[START OF INFORMATION SUPPLIED]

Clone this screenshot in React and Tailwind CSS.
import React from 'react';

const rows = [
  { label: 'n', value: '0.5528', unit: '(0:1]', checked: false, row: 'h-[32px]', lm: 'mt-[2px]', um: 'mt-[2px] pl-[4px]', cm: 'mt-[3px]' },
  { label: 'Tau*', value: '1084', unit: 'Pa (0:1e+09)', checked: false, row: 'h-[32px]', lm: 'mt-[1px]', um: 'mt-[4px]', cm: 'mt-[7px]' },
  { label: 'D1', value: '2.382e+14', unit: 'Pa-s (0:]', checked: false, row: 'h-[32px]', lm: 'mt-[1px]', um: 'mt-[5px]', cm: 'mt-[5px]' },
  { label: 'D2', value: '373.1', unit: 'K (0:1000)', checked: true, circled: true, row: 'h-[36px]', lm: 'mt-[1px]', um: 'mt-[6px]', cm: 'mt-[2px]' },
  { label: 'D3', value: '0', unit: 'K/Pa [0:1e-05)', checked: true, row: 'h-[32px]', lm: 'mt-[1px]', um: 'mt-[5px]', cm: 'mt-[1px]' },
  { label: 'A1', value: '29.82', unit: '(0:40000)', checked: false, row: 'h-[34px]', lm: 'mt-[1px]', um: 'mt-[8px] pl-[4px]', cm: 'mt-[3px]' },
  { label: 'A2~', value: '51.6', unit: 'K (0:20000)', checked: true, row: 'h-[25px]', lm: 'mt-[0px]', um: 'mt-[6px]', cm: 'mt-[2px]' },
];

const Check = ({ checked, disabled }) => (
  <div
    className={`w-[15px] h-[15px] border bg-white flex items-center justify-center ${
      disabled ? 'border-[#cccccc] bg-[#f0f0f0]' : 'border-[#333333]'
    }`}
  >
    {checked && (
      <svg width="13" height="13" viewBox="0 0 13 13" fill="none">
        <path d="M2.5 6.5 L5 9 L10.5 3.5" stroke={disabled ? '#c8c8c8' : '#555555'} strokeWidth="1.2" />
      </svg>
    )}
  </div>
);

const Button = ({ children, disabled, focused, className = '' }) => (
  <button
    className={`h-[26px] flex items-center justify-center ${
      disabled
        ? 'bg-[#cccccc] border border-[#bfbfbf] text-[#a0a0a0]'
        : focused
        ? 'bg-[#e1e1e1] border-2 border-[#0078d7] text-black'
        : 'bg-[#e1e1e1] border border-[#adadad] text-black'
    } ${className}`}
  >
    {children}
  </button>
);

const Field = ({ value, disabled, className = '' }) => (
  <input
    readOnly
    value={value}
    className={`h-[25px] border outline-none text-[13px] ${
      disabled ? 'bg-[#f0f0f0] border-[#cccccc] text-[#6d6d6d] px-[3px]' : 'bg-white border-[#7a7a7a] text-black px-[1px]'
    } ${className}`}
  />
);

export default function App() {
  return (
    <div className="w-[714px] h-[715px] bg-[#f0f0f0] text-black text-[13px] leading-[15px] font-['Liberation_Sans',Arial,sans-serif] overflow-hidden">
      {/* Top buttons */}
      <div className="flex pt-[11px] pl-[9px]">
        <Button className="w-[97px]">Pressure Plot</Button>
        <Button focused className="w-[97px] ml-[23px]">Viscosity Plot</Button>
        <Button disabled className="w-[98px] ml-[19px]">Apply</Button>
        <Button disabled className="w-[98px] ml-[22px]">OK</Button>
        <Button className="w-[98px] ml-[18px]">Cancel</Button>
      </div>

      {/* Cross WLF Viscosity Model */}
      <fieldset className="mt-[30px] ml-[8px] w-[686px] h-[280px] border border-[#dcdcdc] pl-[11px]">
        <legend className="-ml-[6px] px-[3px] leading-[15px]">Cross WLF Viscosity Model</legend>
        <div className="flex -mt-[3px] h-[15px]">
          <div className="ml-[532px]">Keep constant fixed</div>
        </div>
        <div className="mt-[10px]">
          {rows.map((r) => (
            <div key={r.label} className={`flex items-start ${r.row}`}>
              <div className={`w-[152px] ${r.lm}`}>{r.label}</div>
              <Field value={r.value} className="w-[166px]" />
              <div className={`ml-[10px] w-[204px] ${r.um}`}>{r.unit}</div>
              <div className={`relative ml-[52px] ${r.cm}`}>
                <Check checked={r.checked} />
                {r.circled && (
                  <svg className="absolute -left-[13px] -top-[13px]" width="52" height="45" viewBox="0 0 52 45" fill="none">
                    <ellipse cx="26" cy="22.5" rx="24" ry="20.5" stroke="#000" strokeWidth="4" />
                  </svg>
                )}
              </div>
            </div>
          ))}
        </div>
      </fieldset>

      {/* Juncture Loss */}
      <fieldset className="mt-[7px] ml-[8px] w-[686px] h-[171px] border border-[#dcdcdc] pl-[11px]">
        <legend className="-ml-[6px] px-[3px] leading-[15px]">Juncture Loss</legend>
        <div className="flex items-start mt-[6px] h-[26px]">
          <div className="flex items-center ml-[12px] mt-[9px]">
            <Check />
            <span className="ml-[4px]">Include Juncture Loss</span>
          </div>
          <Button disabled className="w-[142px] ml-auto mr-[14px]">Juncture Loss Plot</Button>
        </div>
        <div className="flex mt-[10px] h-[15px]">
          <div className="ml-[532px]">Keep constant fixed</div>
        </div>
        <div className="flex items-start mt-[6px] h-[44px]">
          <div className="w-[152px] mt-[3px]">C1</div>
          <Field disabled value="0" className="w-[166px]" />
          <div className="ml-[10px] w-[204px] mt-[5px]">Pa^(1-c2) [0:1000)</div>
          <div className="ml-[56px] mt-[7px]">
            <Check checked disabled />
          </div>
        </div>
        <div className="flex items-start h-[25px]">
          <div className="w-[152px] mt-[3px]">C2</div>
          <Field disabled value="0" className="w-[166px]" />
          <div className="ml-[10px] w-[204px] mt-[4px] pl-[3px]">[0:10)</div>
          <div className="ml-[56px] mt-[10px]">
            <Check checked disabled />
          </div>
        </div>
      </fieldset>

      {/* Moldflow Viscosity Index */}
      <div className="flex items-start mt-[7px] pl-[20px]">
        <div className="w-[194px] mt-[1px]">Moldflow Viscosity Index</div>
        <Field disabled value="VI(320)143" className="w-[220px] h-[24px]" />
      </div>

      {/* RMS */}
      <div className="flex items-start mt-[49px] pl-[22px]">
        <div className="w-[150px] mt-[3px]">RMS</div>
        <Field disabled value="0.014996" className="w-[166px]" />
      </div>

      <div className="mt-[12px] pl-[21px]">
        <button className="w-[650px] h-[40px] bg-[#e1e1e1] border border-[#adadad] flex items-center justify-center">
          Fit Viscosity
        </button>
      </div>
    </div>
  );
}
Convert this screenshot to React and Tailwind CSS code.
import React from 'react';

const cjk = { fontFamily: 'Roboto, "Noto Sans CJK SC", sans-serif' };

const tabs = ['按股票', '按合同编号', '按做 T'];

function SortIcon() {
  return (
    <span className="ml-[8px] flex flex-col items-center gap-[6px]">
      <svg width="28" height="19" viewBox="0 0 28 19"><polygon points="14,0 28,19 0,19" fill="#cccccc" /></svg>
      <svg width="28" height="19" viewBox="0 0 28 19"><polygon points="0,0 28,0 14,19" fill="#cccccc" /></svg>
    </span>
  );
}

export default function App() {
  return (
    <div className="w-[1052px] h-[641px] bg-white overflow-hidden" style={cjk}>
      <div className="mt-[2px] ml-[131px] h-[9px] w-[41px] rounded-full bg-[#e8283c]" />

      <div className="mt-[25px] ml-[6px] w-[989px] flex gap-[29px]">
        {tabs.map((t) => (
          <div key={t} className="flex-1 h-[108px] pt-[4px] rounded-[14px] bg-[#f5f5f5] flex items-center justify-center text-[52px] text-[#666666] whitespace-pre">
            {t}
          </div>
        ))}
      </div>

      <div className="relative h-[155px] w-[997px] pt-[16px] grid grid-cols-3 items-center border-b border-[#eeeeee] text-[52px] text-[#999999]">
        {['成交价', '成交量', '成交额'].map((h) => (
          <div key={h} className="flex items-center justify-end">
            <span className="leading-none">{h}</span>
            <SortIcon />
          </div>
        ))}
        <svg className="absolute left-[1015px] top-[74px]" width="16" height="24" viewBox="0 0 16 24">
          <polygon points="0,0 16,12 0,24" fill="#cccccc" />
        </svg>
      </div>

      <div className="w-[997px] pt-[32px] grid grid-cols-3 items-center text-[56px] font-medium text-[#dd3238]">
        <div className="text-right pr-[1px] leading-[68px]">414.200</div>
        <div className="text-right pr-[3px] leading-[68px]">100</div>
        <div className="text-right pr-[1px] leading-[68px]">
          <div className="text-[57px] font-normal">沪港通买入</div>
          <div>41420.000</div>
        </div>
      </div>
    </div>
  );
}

[END OF INFORMATION SUPPLIED]

* _SET EXERCISE_
Show, from the listing above, each line that contains the word "Tailwind".

* _EXERCISE ANSWER_
Clone this screenshot in React and Tailwind CSS.
Convert this screenshot to React and Tailwind CSS code.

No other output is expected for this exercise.